Mr. Dylan Sweyko-Kuhlman, Archivist of our Kansas Masonic Library and Museum, provided an update about our online collection to the annual meeting of the Kansas Lodge of Research (KSLOR) in Topeka on Thursday, March 15, 2018. As a reminder, KSLOR is the group that made the online collection possible through our donations for the PastPerfect archiving software Dylan uses to catalog our holdings. A button labeled Library & Archives has been added to the menu above so you’ll be able to easily find the collection as long as your remember KSLOR.org.
Per Dylan, the next series of priorities is to scan in the most requested or needed books in the collection so you’ll be able to access them online. These would be the books that are not available elsewhere: The out-of-print, rare ones, and one-of-a-kind. For those books currently available for sale at, say, Amazon or Macoy’s, we’ll need to find them in catalogs of local libraries where they can be read online or ordered delivered to your local library for check out. Maybe a revamped Research Committee can start posting links to the libraries and repositories of Research Lodges and grand Lodge libraries of the other jurisdictions in the US (hint-hint).
The collection can also hold your digital artifacts. Several KSLOR members mentioned having pictures of key events or historical figures in their lodge. These are important parts of our heritage and should not be neglected. I recommend that you call Dylan at 785-234-5518 and coordinate how to get those artifacts into the online collection. It is my dream that someday we will be able to research and find the golden gems that are currently quietly reposing in dusty lodge archives across the state.

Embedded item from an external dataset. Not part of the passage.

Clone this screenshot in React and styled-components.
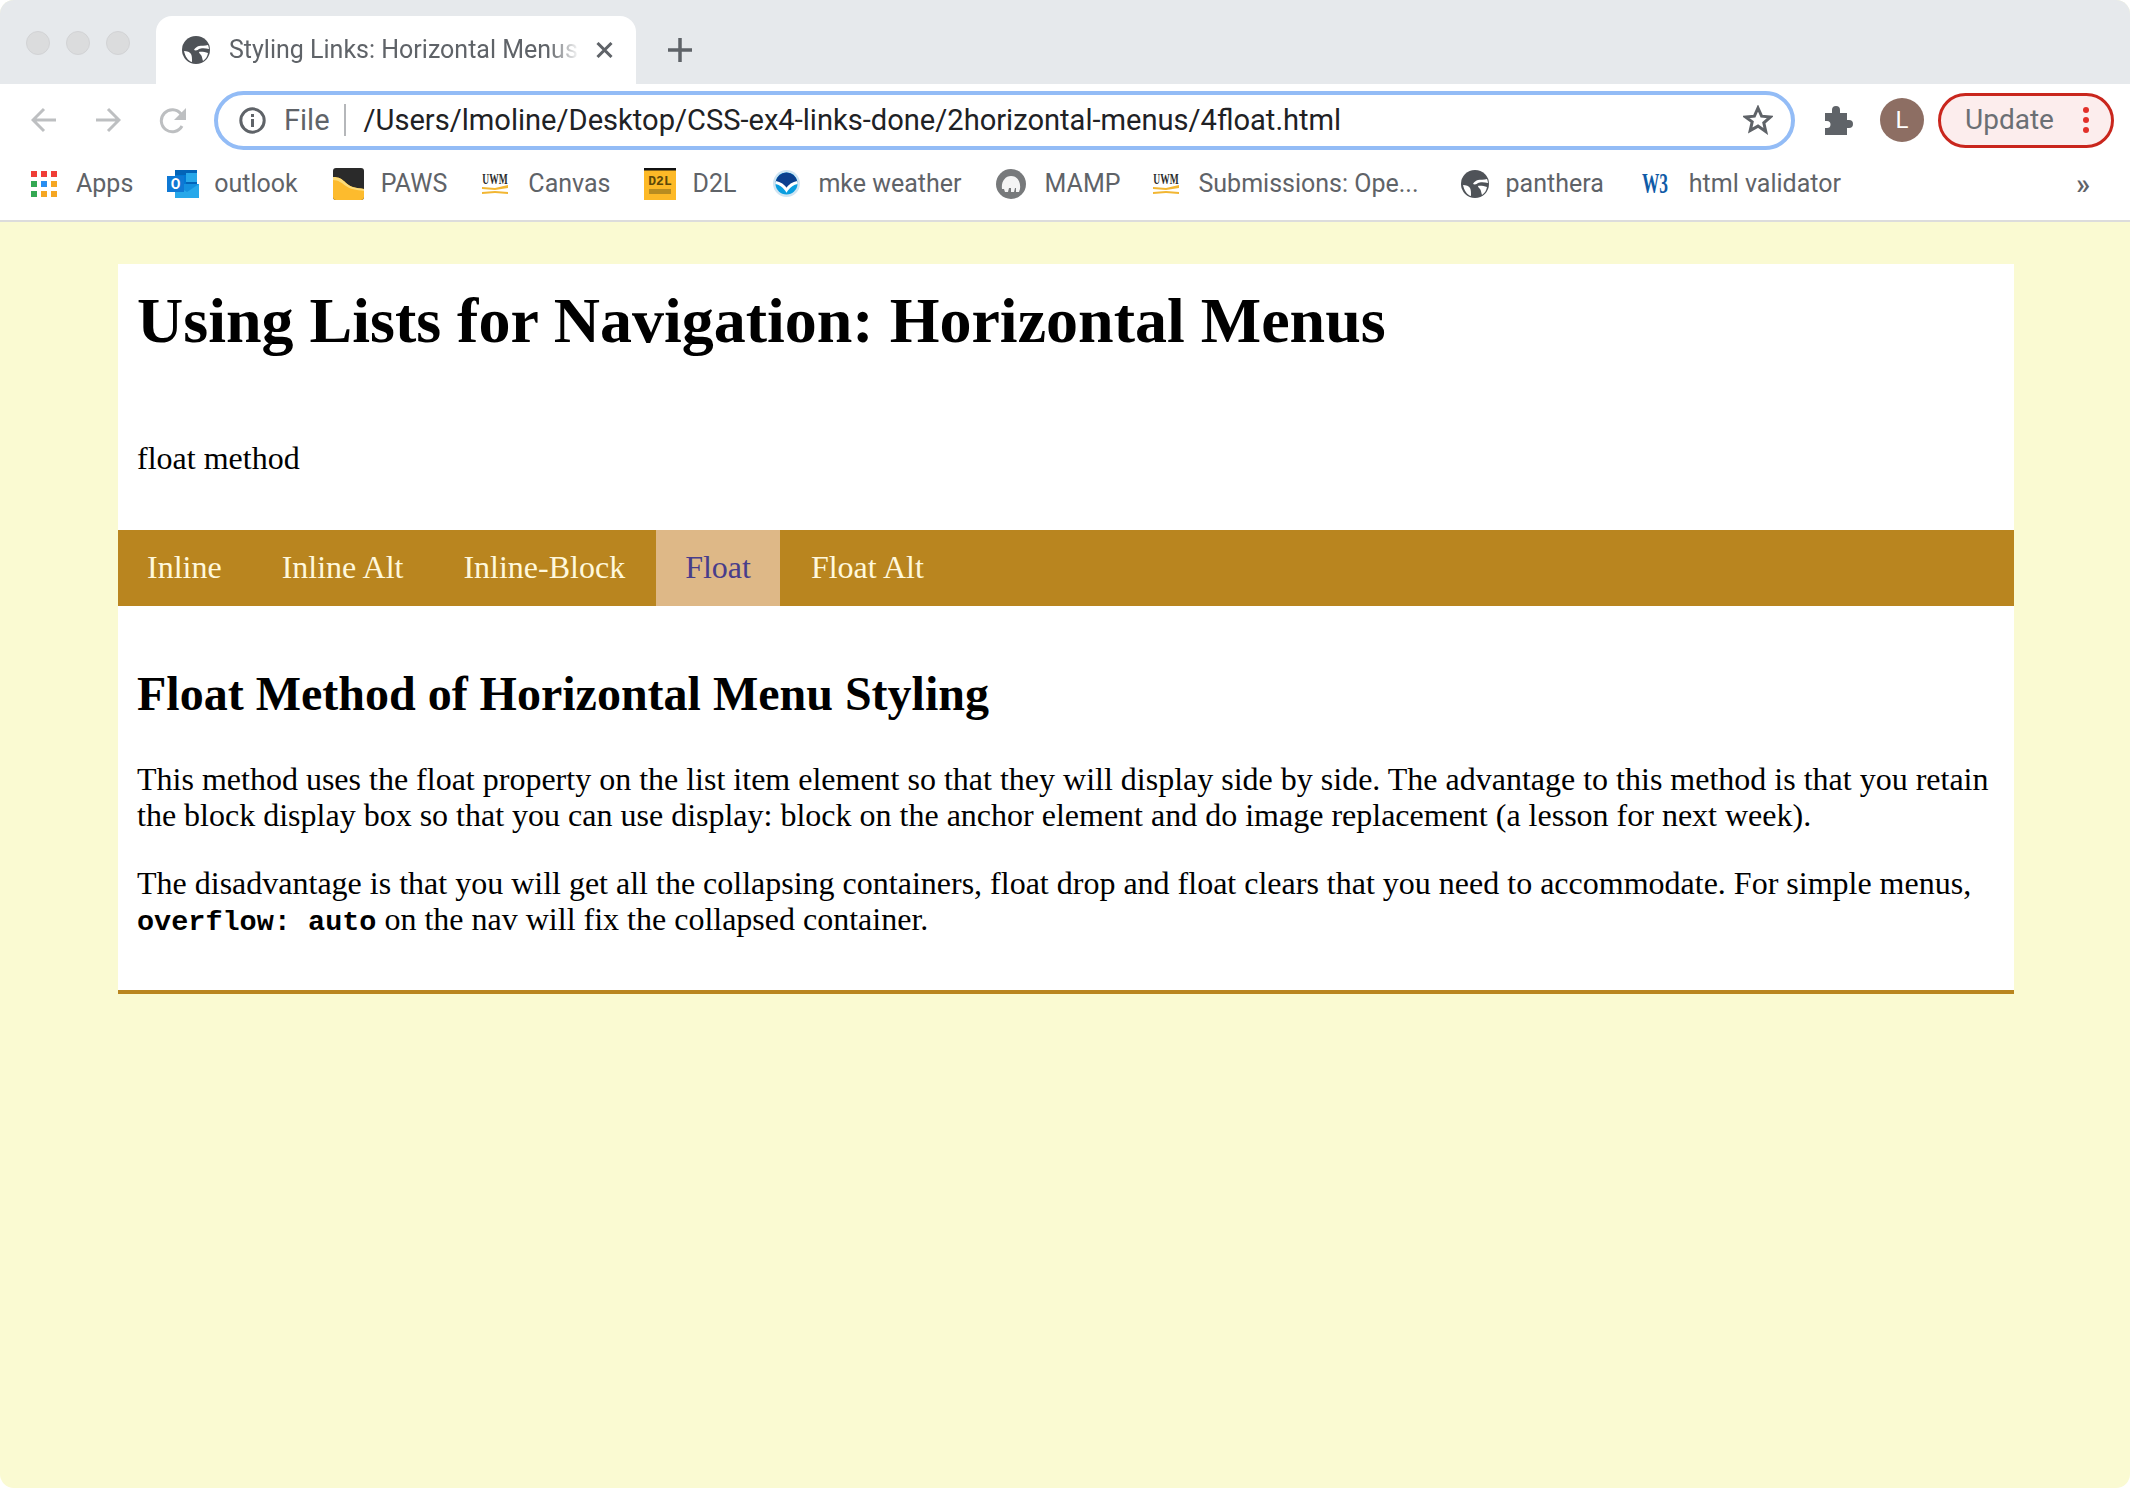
import React from "react";
import styled, { createGlobalStyle } from "styled-components";

const GlobalStyle = createGlobalStyle`
  html, body {
    margin: 0;
    padding: 0;
    background: #fff;
  }
  * {
    box-sizing: border-box;
  }
`;

const Window = styled.div`
  width: 2130px;
  height: 1488px;
  overflow: hidden;
  border-radius: 14px;
  background: #fafad2;
  display: flex;
  flex-direction: column;
`;

const TabStrip = styled.div`
  height: 84px;
  flex: none;
  background: #e6e9ec;
  display: flex;
  align-items: flex-end;
  padding-left: 26px;
`;

const Lights = styled.div`
  display: flex;
  gap: 16px;
  align-self: flex-start;
  margin-top: 31px;
  margin-right: 26px;
`;

const Light = styled.span`
  width: 24px;
  height: 24px;
  border-radius: 50%;
  background: #dbdcdd;
  border: 1px solid #d2d3d5;
`;

const Tab = styled.div`
  width: 480px;
  height: 68px;
  background: #fff;
  border-radius: 16px 16px 0 0;
  display: flex;
  align-items: center;
  padding: 0 23px 0 26px;
`;

const TabTitle = styled.span`
  margin: 0 16px 0 19px;
  width: 351px;
  flex: none;
  overflow: hidden;
  white-space: nowrap;
  font: 400 25px/30px Roboto, "Noto Sans", sans-serif;
  color: #5f6368;
  -webkit-mask-image: linear-gradient(to right, #000 91%, transparent 100%);
  mask-image: linear-gradient(to right, #000 91%, transparent 100%);
`;

const NewTab = styled.div`
  margin: 0 0 10px 32px;
  width: 24px;
  height: 48px;
  display: flex;
  align-items: center;
`;

const Toolbar = styled.div`
  height: 68px;
  flex: none;
  background: #fff;
  display: flex;
  align-items: center;
  padding: 4px 16px 0 31px;
`;

const NavIcons = styled.div`
  display: flex;
  align-items: center;
  gap: 38px;
  margin-right: 27px;
`;

const Omnibox = styled.div`
  width: 1582px;
  height: 59px;
  border: 4px solid #93bcf6;
  border-radius: 30px;
  display: flex;
  align-items: center;
  padding: 0 18px 0 21px;
`;

const OriginLabel = styled.span`
  margin-left: 18px;
  font: 400 29px/36px Roboto, "Noto Sans", sans-serif;
  color: #5f6368;
`;

const Divider = styled.span`
  width: 2px;
  height: 32px;
  background: #b5b7ba;
  margin: 0 18px 0 14px;
`;

const UrlText = styled.span`
  flex: 1;
  font: 400 29.1px/36px Roboto, "Noto Sans", sans-serif;
  color: #202124;
  white-space: nowrap;
`;

const ToolbarRight = styled.div`
  display: flex;
  align-items: center;
  margin-left: 28px;
`;

const Avatar = styled.div`
  width: 44px;
  height: 44px;
  margin-left: 27px;
  border-radius: 50%;
  background: #8d6e63;
  color: #fff;
  display: flex;
  align-items: center;
  justify-content: center;
  font: 400 24px Roboto, sans-serif;
`;

const UpdatePill = styled.div`
  width: 176px;
  height: 55px;
  margin-left: 14px;
  border: 3px solid #c9261d;
  border-radius: 28px;
  background: #fceded;
  display: flex;
  align-items: center;
  justify-content: space-between;
  padding: 0 22px 0 24px;
  font: 400 28px/34px Roboto, sans-serif;
  color: #6b6f74;
`;

const Dots = styled.div`
  display: flex;
  flex-direction: column;
  gap: 4px;
  & span {
    width: 6px;
    height: 6px;
    border-radius: 50%;
    background: #e2302a;
  }
`;

const BookmarkBar = styled.div`
  height: 70px;
  flex: none;
  background: #fff;
  border-bottom: 2px solid #dcdcdc;
  display: flex;
  align-items: center;
  padding: 0 0 5px 31px;
`;

const Bookmark = styled.div`
  display: flex;
  align-items: center;
  margin-right: ${(p) => p.$after || 34}px;
  font: 400 25px/30px Roboto, "Noto Sans", sans-serif;
  color: #5f6368;
  white-space: nowrap;
  & svg {
    margin-right: ${(p) => p.$gap || 19}px;
    flex: none;
  }
`;

const Overflow = styled.span`
  margin-left: auto;
  margin-right: 40px;
  font: 500 29px/30px Roboto, sans-serif;
  color: #5f6368;
`;

const PageBody = styled.div`
  flex: 1;
  padding: 42px 116px 0 118px;
  font-family: "Liberation Serif", "Times New Roman", serif;
  color: #000;
`;

const Wrapper = styled.div`
  background: #fff;
  border-bottom: 4px solid #b9851f;
  height: 730px;
`;

const Header = styled.header`
  padding: 0 19px;
  height: 266px;
`;

const Title = styled.h1`
  margin: 0;
  padding-top: 21px;
  font-size: 64px;
  line-height: 72px;
  font-weight: 700;
`;

const Subtitle = styled.p`
  margin: 83px 0 0;
  font-size: 32px;
  line-height: 36px;
`;

const Menu = styled.ul`
  margin: 0;
  padding: 0;
  list-style: none;
  height: 76px;
  background: #b9851f;
  display: flex;
  gap: 2px;
`;

const MenuItem = styled.li`
  padding: 0 29px 2px;
  display: flex;
  align-items: center;
  font-size: 32px;
  color: ${(p) => (p.$active ? "#483d8b" : "#fff8dc")};
  background: ${(p) => (p.$active ? "#deb887" : "transparent")};
`;

const Content = styled.section`
  padding: 0 19px;
`;

const SectionTitle = styled.h2`
  margin: 0;
  padding-top: 64px;
  font-size: 48px;
  line-height: 48px;
  font-weight: 700;
`;

const Para = styled.p`
  margin: ${(p) => (p.$first ? "43px" : "32px")} 0 0;
  font-size: 32px;
  line-height: 36px;
`;

const Code = styled.code`
  font-family: "Liberation Mono", "Courier New", monospace;
  font-size: 28.5px;
  font-weight: 700;
`;

const GlobeIcon = () => (
  <svg width="28" height="28" viewBox="0 0 28 28">
    <circle cx="14" cy="14" r="14" fill="#4f5358" />
    <path d="M26 9c-3 1-7 .5-9 1-2 .5-4 2-5 4 2 1 4 0 5-1 2-1 6-1 10 0-.2-1.500-.5-3-1-4zM17 16c2-.5 6 0 9 1-.5 3-2 6-5 8-1-3-1-5-2-6s-2-2-2-3zM2 15c3 0 6 1 7 3s1 4 1 8C6 25 3 20 2 15z" fill="#fff" />
  </svg>
);

const BackIcon = ({ flip }) => (
  <svg width="26" height="26" viewBox="0 0 26 26" style={flip ? { transform: "scaleX(-1)" } : undefined}>
    <path d="M25 13H2M13 2L2 13l11 11" fill="none" stroke="#bdbfc1" strokeWidth="3" />
  </svg>
);

const ReloadIcon = () => (
  <svg width="28" height="27" viewBox="0 0 28 27">
    <path d="M23 19a11 11 0 1 1-1-12" fill="none" stroke="#bdbfc1" strokeWidth="3" />
    <path d="M27 1v12H15z" fill="#bdbfc1" />
  </svg>
);

const InfoIcon = () => (
  <svg width="27" height="27" viewBox="0 0 27 27">
    <circle cx="13.500" cy="13.500" r="11.700" fill="none" stroke="#5f6368" strokeWidth="3" />
    <rect x="12" y="12" width="3" height="8" fill="#5f6368" />
    <rect x="12" y="7" width="3" height="3" fill="#5f6368" />
  </svg>
);

const StarIcon = () => (
  <svg width="30" height="30" viewBox="0 0 30 30">
    <path d="M15 3l3.600 8.200 8.900.8-6.700 5.900 2 8.700L15 21.100 7.200 25.600l2-8.700L2.500 12l8.900-.8z" fill="none" stroke="#5f6368" strokeWidth="3" strokeLinejoin="miter" />
  </svg>
);

const PuzzleIcon = () => (
  <svg width="30" height="29" viewBox="0 0 30 29">
    <path d="M2 7h7V4a4 4 0 0 1 8 0v3h7v7h2a4 4 0 0 1 0 8h-2v7H2v-7h2a3.500 3.500 0 0 0 0-7H2z" fill="#5f6368" />
  </svg>
);

const AppsIcon = () => {
  const colors = ["#ef3e36", "#ef3e36", "#ef3e36", "#34a853", "#2a8df0", "#f5a623", "#34a853", "#f5a623", "#f5a623"];
  return (
    <svg width="26" height="26" viewBox="0 0 26 26">
      {colors.map((c, i) => (
        <rect key={i} x={(i % 3) * 10} y={Math.floor(i / 3) * 10} width="6" height="6" fill={c} />
      ))}
    </svg>
  );
};

const OutlookIcon = () => (
  <svg width="32" height="28" viewBox="0 0 32 28">
    <rect x="8" y="0" width="22" height="14" fill="#0364b8" />
    <rect x="19" y="3" width="11" height="9" fill="#28a8ea" />
    <rect x="8" y="5" width="11" height="9" fill="#0078d4" />
    <path d="M8 14h24v14H8z" fill="#1490df" />
    <path d="M8 14l12 8 12-8v14H8z" fill="#28a8ea" />
    <rect x="0" y="6" width="17" height="16" fill="#0f78d4" />
    <text x="8.500" y="19" textAnchor="middle" fontFamily="Roboto, sans-serif" fontSize="14" fontWeight="700" fill="#fff">O</text>
  </svg>
);

const PawsIcon = () => (
  <svg width="33" height="32" viewBox="0 0 33 32">
    <rect x="1" y="0" width="31" height="32" rx="3" fill="#2a2a2a" />
    <path d="M1 9c6 0 9 2 13 6 4 4 10 5 18 6v8a3 3 0 0 1-3 3H4a3 3 0 0 1-3-3z" fill="#fdbb2d" />
    <path d="M1 9c6 0 9 2 13 6 4 4 10 5 18 6v2c-8-1-14-2-18-5-4-3-8-6-13-6z" fill="#fddc7a" />
  </svg>
);

const UwmIcon = () => (
  <svg width="26" height="26" viewBox="0 0 26 26">
    <text transform="translate(13 13) scale(.68 1)" textAnchor="middle" fontFamily="Liberation Serif, serif" fontSize="14" fontWeight="700" fill="#2c2c2c">UWM</text>
    <path d="M0 16l13 1 13-3v3l-13 2-13-1zM0 21l13-1 13 1v2l-13-1-13 1z" fill="#f2b632" />
  </svg>
);

const D2lIcon = () => (
  <svg width="32" height="32" viewBox="0 0 32 32">
    <rect width="32" height="32" fill="#fdb927" />
    <rect width="32" height="2.500" fill="#111" />
    <text x="16" y="17" textAnchor="middle" fontFamily="Liberation Mono, monospace" fontSize="13" fontWeight="700" fill="#5c4708">D2L</text>
    <rect x="5" y="21" width="22" height="5" fill="#b98c20" />
  </svg>
);

const NoaaIcon = () => (
  <svg width="27" height="27" viewBox="0 0 27 27">
    <circle cx="13.500" cy="13.500" r="13.500" fill="#cfe4f2" />
    <circle cx="13.500" cy="13.500" r="11" fill="#0a9ee0" />
    <path d="M2.600 12a11 11 0 0 1 21.800 0Q18 13 13.500 19 9 13 2.600 12z" fill="#0b3f8e" />
    <path d="M2.600 12.500Q9 13.500 13.500 20 18 13.500 24.400 12.500" fill="none" stroke="#fff" strokeWidth="3" />
  </svg>
);

const MampIcon = () => (
  <svg width="30" height="30" viewBox="0 0 30 30">
    <circle cx="15" cy="15" r="15" fill="#77797b" />
    <path d="M6 20c-1-7 3-13 9-13s10 5 9 13l-1 3h-3v-4h-1l-1 4h-3v-4h-2l-1 4H9l-1-3z" fill="#f4f4f4" />
  </svg>
);

const W3Icon = () => (
  <svg width="30" height="33" viewBox="0 0 30 33">
    <text transform="translate(15 26) scale(.6 1)" textAnchor="middle" fontFamily="Liberation Serif, serif" fontSize="29" fontWeight="700" fill="#0f5ba7">W3</text>
  </svg>
);

const CloseIcon = () => (
  <svg width="17" height="16" viewBox="0 0 17 16">
    <path d="M1.500 1l14 14M15.500 1l-14 14" stroke="#5f6368" strokeWidth="3" />
  </svg>
);

const PlusIcon = () => (
  <svg width="24" height="24" viewBox="0 0 24 24">
    <path d="M12 0v24M0 12h24" stroke="#5f6368" strokeWidth="3.500" />
  </svg>
);

const bookmarks = [
  { label: "Apps", icon: <AppsIcon /> },
  { label: "outlook", icon: <OutlookIcon />, gap: 15 },
  { label: "PAWS", icon: <PawsIcon />, gap: 16, after: 35 },
  { label: "Canvas", icon: <UwmIcon />, gap: 20 },
  { label: "D2L", icon: <D2lIcon />, gap: 16, after: 37 },
  { label: "mke weather", icon: <NoaaIcon />, gap: 18 },
  { label: "MAMP", icon: <MampIcon />, gap: 19, after: 33 },
  { label: "Submissions: Ope...", icon: <UwmIcon />, gap: 19, after: 42 },
  { label: "panthera", icon: <GlobeIcon />, gap: 17, after: 36 },
  { label: "html validator", icon: <W3Icon />, gap: 19 },
];

const menuItems = ["Inline", "Inline Alt", "Inline-Block", "Float", "Float Alt"];

const App = () => {
  return (
    <Window>
      <GlobalStyle />
      <TabStrip>
        <Lights>
          <Light />
          <Light />
          <Light />
        </Lights>
        <Tab>
          <GlobeIcon />
          <TabTitle>Styling Links: Horizontal Menus</TabTitle>
          <CloseIcon />
        </Tab>
        <NewTab>
          <PlusIcon />
        </NewTab>
      </TabStrip>
      <Toolbar>
        <NavIcons>
          <BackIcon />
          <BackIcon flip />
          <ReloadIcon />
        </NavIcons>
        <Omnibox>
          <InfoIcon />
          <OriginLabel>File</OriginLabel>
          <Divider />
          <UrlText>/Users/lmoline/Desktop/CSS-ex4-links-done/2horizontal-menus/4float.html</UrlText>
          <StarIcon />
        </Omnibox>
        <ToolbarRight>
          <PuzzleIcon />
          <Avatar>L</Avatar>
          <UpdatePill>
            Update
            <Dots>
              <span />
              <span />
              <span />
            </Dots>
          </UpdatePill>
        </ToolbarRight>
      </Toolbar>
      <BookmarkBar>
        {bookmarks.map((b) => (
          <Bookmark key={b.label} $gap={b.gap} $after={b.after}>
            {b.icon}
            {b.label}
          </Bookmark>
        ))}
        <Overflow>»</Overflow>
      </BookmarkBar>
      <PageBody>
        <Wrapper>
          <Header>
            <Title>Using Lists for Navigation: Horizontal Menus</Title>
            <Subtitle>float method</Subtitle>
          </Header>
          <Menu>
            {menuItems.map((item) => (
              <MenuItem key={item} $active={item === "Float"}>
                {item}
              </MenuItem>
            ))}
          </Menu>
          <Content>
            <SectionTitle>Float Method of Horizontal Menu Styling</SectionTitle>
            <Para $first>
              This method uses the float property on the list item element so that they will display side by side. The
              advantage to this method is that you retain the block display box so that you can use display: block on the
              anchor element and do image replacement (a lesson for next week).
            </Para>
            <Para>
              The disadvantage is that you will get all the collapsing containers, float drop and float clears that you
              need to accommodate. For simple menus, <Code>overflow: auto</Code> on the nav will fix the collapsed
              container.
            </Para>
          </Content>
        </Wrapper>
      </PageBody>
    </Window>
  );
};

export default App;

There was mention that the Grand Lodge office is attempting to digitize all the membership records. This is excellent when tracing a family’s Masonic history. Our eventual digitized collection of both Grand Lodge and local lodge holdings will take the family tracing to the next level. You’ll not only know who in your family was a Mason, but what they did as a Mason and their impact on their lodge and community.
History has a way of repeating itself and the glory days of men seeking Masonic membership en masse is not behind us. It is ahead of us. As younger generations begin to look for a solid rock in the rough seas of anti-establishment, pursuit of the profane, and distributed electronic societies, they will discover what we have and come to us in numbers.